The delegation will be comprised of ten members, including Suh Hoon, the head of the South Korea Intelligence Service, and will be led by Mr. Moon’s adviser on national security Chung Eui-Yong.
After this two-day visit to North Korea, South Korean special emissaries will fly to the United States to report on their talks in Pyongyang.
Last month, a North Korean delegation visited the South on the occasion of the Pyeongchang Winter Olympic Games. This diplomatic mission was sent after a year of rising tensions between the Koreas over the North’s increasing power in the nuclear field.
Saturday, during a dinner with reporters on Saturday, US President Donald Trump gave the impression that he wanted to meet the leaders of North Korea but that they first had to “denuke.”
Tensions on the peninsula peaked in 2017. The North fired missiles capable of reaching the continental United States and concluded its most powerful nuclear test to date while US President Donald Trump and Mr. Kim exchanged personal insults and threats.
The South Korean president’s attempts to ensure that the North Korean and US envoys had the opportunity to talk to each other on the sidelines of the Games were not enough to remedy the situation.

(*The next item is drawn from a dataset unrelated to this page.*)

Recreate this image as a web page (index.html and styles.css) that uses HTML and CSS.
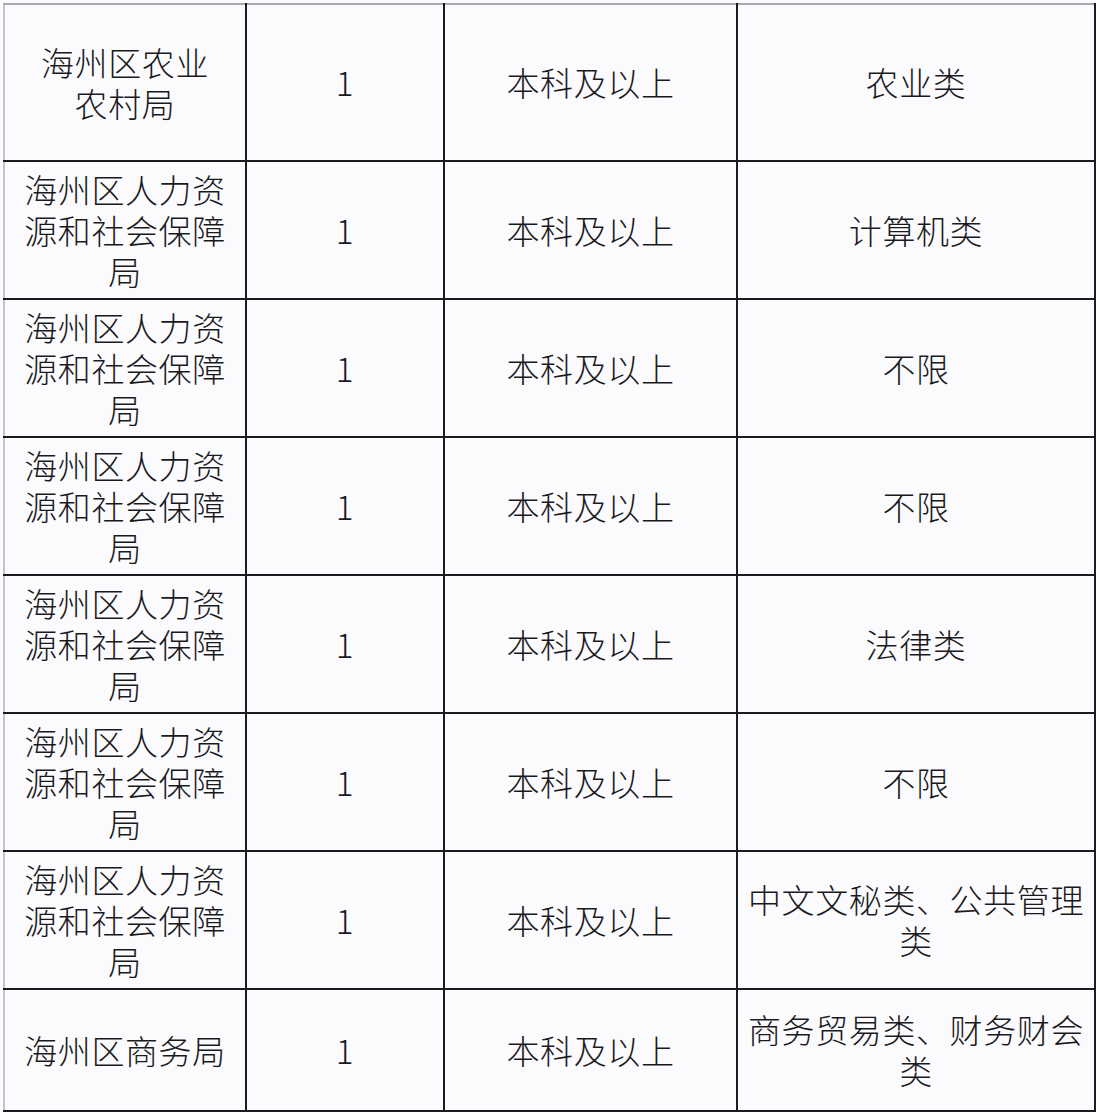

The announcements of new sanctions by the Trump administration shows the lack of enthusiasm of the US government for such an exchange. Washington unveiled a new ban on trading with more than fifty shipping companies that would help North Korea bypass UN sanctions.
Twenty-seven companies and twenty-eight ships registered in North Korea, China, Singapore or the Marshall Islands and Panama are targeted by what Donald Trump has described as “the heaviest sanctions ever imposed against a country.”